Es obvio que George W. Bush no ganó la guerra contra el terrorismo. Lo único que logró el expresidente norteamericano fue un incremento de la corriente anti islámica en Estados Unidos y algunos países de Europa occidental. Un buen caldo de cultivo para la incomprensión y el odio. Los atentados del 11-M de Madrid (2004) y/o las bombas que estallaron durante la maratón de Boston (2013) sirvieron para alimentar la animadversión de una opinión pública desconcertada. La matanza perpetrada en la redacción del semanario parisino Charlie Hebdo (2014) fue la detonante para la nueva ofensiva, esta vez, generalizada, contra el radicalismo islámico. ¿Contra el radicalismo o contra algunos radicales?
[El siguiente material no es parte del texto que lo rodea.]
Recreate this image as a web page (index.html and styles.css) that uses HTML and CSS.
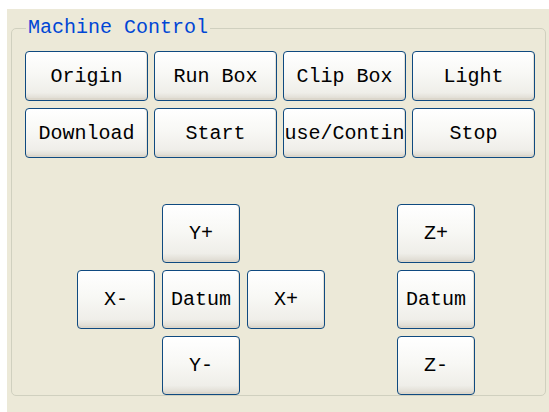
FILE: index.html
```html
<!DOCTYPE html>
<html lang="en">
<head>
    <meta charset="UTF-8">
    <title>Machine Control</title>
    <link rel="stylesheet" href="styles.css">
</head>
<body>
    <div class="panel">
        <fieldset class="group">
            <legend>Machine Control</legend>
            <div class="cmdGrid">
                <button class="btn">Origin</button>
                <button class="btn">Run Box</button>
                <button class="btn">Clip Box</button>
                <button class="btn">Light</button>
                <button class="btn">Download</button>
                <button class="btn">Start</button>
                <button class="btn"><span>Pause/Continue</span></button>
                <button class="btn">Stop</button>
            </div>
            <div class="jog">
                <div class="xyPad">
                    <button class="btn jogBtn yPlus">Y+</button>
                    <button class="btn jogBtn xMinus">X-</button>
                    <button class="btn jogBtn xyDatum">Datum</button>
                    <button class="btn jogBtn xPlus">X+</button>
                    <button class="btn jogBtn yMinus">Y-</button>
                </div>
                <div class="zPad">
                    <button class="btn jogBtn">Z+</button>
                    <button class="btn jogBtn">Datum</button>
                    <button class="btn jogBtn">Z-</button>
                </div>
            </div>
        </fieldset>
    </div>
</body>
</html>
```

FILE: styles.css
```css
*{
    box-sizing: border-box;
}
body{
    margin: 0;
    background-color: #ffffff;
    font-family: "Liberation Mono", monospace;
}
.panel{
    margin: 9px 0 0 7px;
    height: 403px;
    background-color: #ece9d8;
    padding: 9px 3px 6px 4px;
}
.group{
    margin: 0;
    padding: 13px 0 0 13px;
    height: 378px;
    border: 1px solid #d0d0bf;
    border-radius: 5px;
}
.group legend{
    margin-left: 1px;
    padding: 0 2px;
    font-size: 20px;
    line-height: 20px;
    color: #0046d5;
}
.cmdGrid{
    display: grid;
    grid-template-columns: repeat(4, 123px);
    grid-auto-rows: 50px;
    column-gap: 6px;
    row-gap: 7px;
}
.btn{
    display: flex;
    align-items: center;
    justify-content: center;
    overflow: hidden;
    white-space: nowrap;
    padding: 0;
    font-family: "Liberation Mono", monospace;
    font-size: 20px;
    color: #000000;
    border: 1px solid #0f4a80;
    border-radius: 4px;
    background: linear-gradient(to bottom, #ffffff 0%, #f8f8f5 45%, #efeee9 85%, #dcd8ce 100%);
    box-shadow: inset 0 -2px 0 #dcd7cc, inset -1px 0 0 #e4e0d6;
    cursor: pointer;
}
.btn span{
    flex-shrink: 0;
}
.jog{
    display: flex;
    gap: 72px;
    margin: 46px 0 0 52px;
}
.xyPad{
    display: grid;
    grid-template-columns: repeat(3, 78px);
    grid-template-rows: repeat(3, 59px);
    gap: 7px;
}
.zPad{
    display: grid;
    grid-template-columns: 78px;
    grid-template-rows: repeat(3, 59px);
    gap: 7px;
}
.yPlus{
    grid-column: 2;
    grid-row: 1;
}
.xMinus{
    grid-column: 1;
    grid-row: 2;
}
.xyDatum{
    grid-column: 2;
    grid-row: 2;
}
.xPlus{
    grid-column: 3;
    grid-row: 2;
}
.yMinus{
    grid-column: 2;
    grid-row: 3;
}
```
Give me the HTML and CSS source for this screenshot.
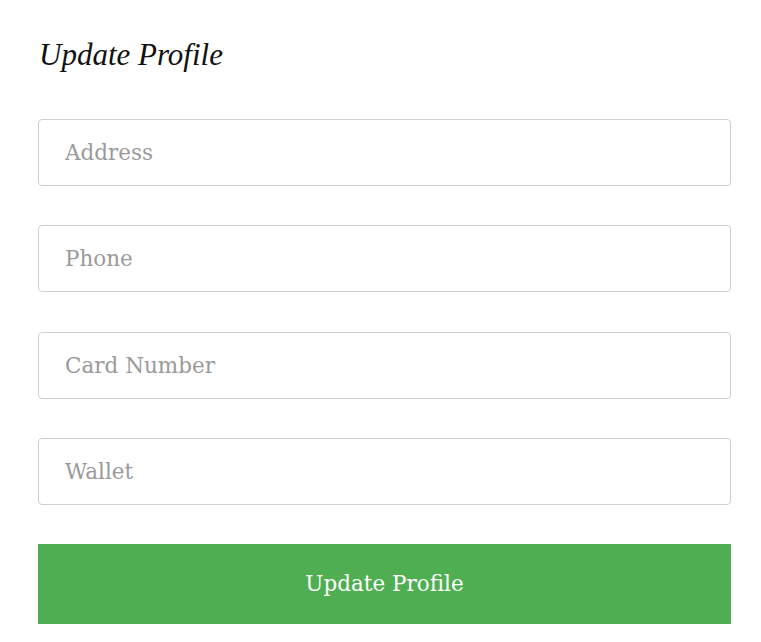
FILE: index.html
```html
<!DOCTYPE html>
<html>
<head>
<meta charset="utf-8">
<link rel="stylesheet" href="styles.css">
</head>
<body>
<div class="page">
  <h2 class="title">Update Profile</h2>
  <form class="form">
    <input class="field" type="text" placeholder="Address">
    <input class="field" type="text" placeholder="Phone">
    <input class="field" type="text" placeholder="Card Number">
    <input class="field" type="text" placeholder="Wallet">
    <button class="submit" type="button">Update Profile</button>
  </form>
</div>
</body>
</html>
```
FILE: styles.css
```css
html, body {
  margin: 0;
  padding: 0;
  background: #fff;
}
.page {
  padding: 35px 30px 0 38px;
  width: 693px;
}
.title {
  margin: 0 0 0 1px;
  font-family: "Liberation Serif", serif;
  font-style: italic;
  font-weight: normal;
  font-size: 31px;
  line-height: 40px;
  color: #111;
}
.form {
  margin-top: 44px;
  display: flex;
  flex-direction: column;
  gap: 39.3px;
}
.field {
  box-sizing: border-box;
  width: 693px;
  height: 67px;
  margin: 0;
  padding: 0 26px;
  border: 1px solid #cfcfcf;
  border-radius: 4px;
  font-family: "DejaVu Serif", serif;
  font-size: 21.5px;
  color: #333;
  outline: none;
}
.field::placeholder {
  color: #9a9a9a;
}
.submit {
  box-sizing: border-box;
  width: 693px;
  height: 80px;
  margin: 0;
  border: none;
  background: #4fae52;
  color: #fff;
  font-family: "DejaVu Serif", serif;
  font-size: 21.5px;
  padding: 0 0 2px;
}
```
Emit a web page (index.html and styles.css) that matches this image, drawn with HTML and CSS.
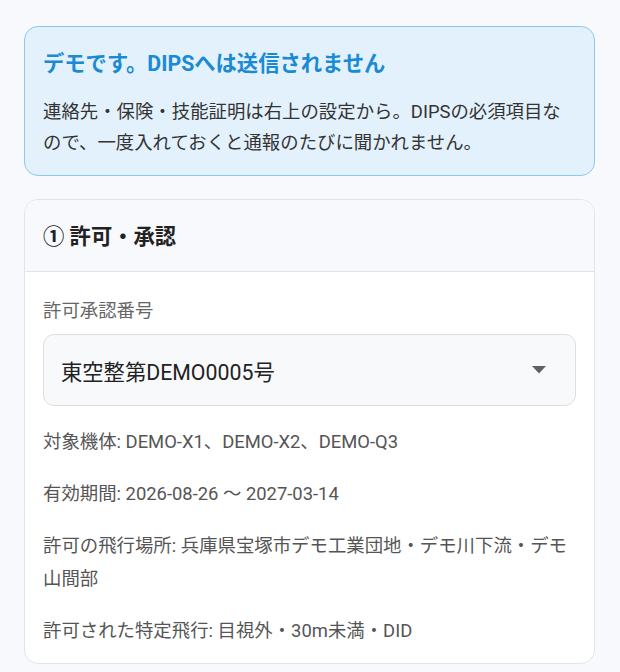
FILE: index.html
```html
<!DOCTYPE html>
<html lang="ja">
<head>
<meta charset="utf-8">
<title>DIPS デモ</title>
<link rel="stylesheet" href="styles.css">
</head>
<body>
<main class="page">
  <section class="notice">
    <h2 class="notice-title">デモです。DIPSへは送信されません</h2>
    <p class="notice-text">連絡先・保険・技能証明は右上の設定から。DIPSの必須項目なので、一度入れておくと通報のたびに聞かれません。</p>
  </section>
  <section class="card">
    <header class="card-head">
      <h3 class="card-title">① 許可・承認</h3>
    </header>
    <div class="card-body">
      <label class="field-label">許可承認番号</label>
      <div class="select">
        <span class="select-value">東空整第DEMO0005号</span>
        <svg class="select-arrow" width="14" height="8" viewBox="0 0 14 8"><path d="M0 0h14L7 7.5z" fill="#5f6266"/></svg>
      </div>
      <p class="info">対象機体: DEMO-X1、DEMO-X2、DEMO-Q3</p>
      <p class="info">有効期間: 2026-08-26 〜 2027-03-14</p>
      <p class="info">許可の飛行場所: 兵庫県宝塚市デモ工業団地・デモ川下流・デモ山間部</p>
      <p class="info">許可された特定飛行: 目視外・30m未満・DID</p>
    </div>
  </section>
</main>
</body>
</html>
```
FILE: styles.css
```css
* { box-sizing: border-box; }
html, body {
  margin: 0;
  padding: 0;
  background: #f7f9fc;
}
body {
  font-family: Roboto, "Noto Sans CJK JP", sans-serif;
  color: #333;
}
.page {
  padding: 26px 25px 0 24px;
  display: flex;
  flex-direction: column;
  gap: 23px;
}
.notice {
  background: #e3f1fc;
  border: 1px solid #8fc8ee;
  border-radius: 14px;
  padding: 22px 18px 17px 18px;
}
.notice-title {
  margin: 0;
  font-size: 21.3px;
  line-height: 29px;
  font-weight: 700;
  color: #1b8ad5;
}
.notice-text {
  margin: 18px 0 0 0;
  font-size: 18.4px;
  line-height: 31px;
  color: #333;
}
.card {
  background: #fff;
  border: 1px solid #e2e4e8;
  border-radius: 14px;
  overflow: hidden;
}
.card-head {
  background: #f7f9fc;
  border-bottom: 1px solid #e2e4e8;
  padding: 22px 18px 19px 18px;
}
.card-title {
  margin: 0;
  font-size: 21.3px;
  line-height: 30px;
  font-weight: 700;
  color: #222;
}
.card-body {
  padding: 24px 18px 16px 18px;
  display: flex;
  flex-direction: column;
}
.field-label {
  font-size: 18.4px;
  line-height: 29px;
  color: #666;
}
.select {
  margin-top: 9px;
  height: 72px;
  background: #f8f9fb;
  border: 1px solid #dcdfe4;
  border-radius: 11px;
  display: flex;
  align-items: center;
  justify-content: space-between;
  padding: 0 29px 0 17px;
}
.select-value {
  font-size: 21.3px;
  color: #222;
}
.select-arrow { display: block; }
.info {
  margin: 19px 0 0 0;
  font-size: 18.4px;
  line-height: 33px;
  color: #555;
}
```
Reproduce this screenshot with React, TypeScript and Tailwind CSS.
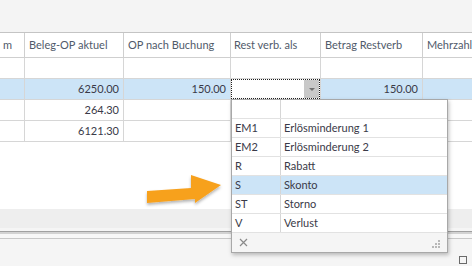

La guerra global desencadenada por el Presidente Bush en 2001, se cobró su infinidad de víctimas, tanto en el mundo islámico como en Occidente. Sin hablar, claro está, de los daños colaterales, las millones de personas sospechosas de connivencia con el enemigo (¡islámico!), que figuran en las listas negras elaboradas por los organismos de seguridad estadounidenses y/o europeos. Sin embargo, el ideario de Al Qaeda se fue propagando a la casi totalidad de los países de Oriente Medio y el Magreb. Brotes islamistas surgieron en el África subsahariana. Su presencia generó un profundo malestar en las cancillerías occidentales. El enemigo se estaba acercado a pasos agigantados. No es nuestro propósito analizar en estas líneas la espectacular expansión de los movimientos islámicos en Asia y África. Este fenómeno merece ser estudiado con mayor minuciosidad.

Letanía por una guerra anunciada. Sí, estamos en guerra. Esto se veía venir. Las células durmientes han despertado. Ello presagia un porvenir sombrío para el Viejo Continente. ¿Sólo para la Vieja Europa?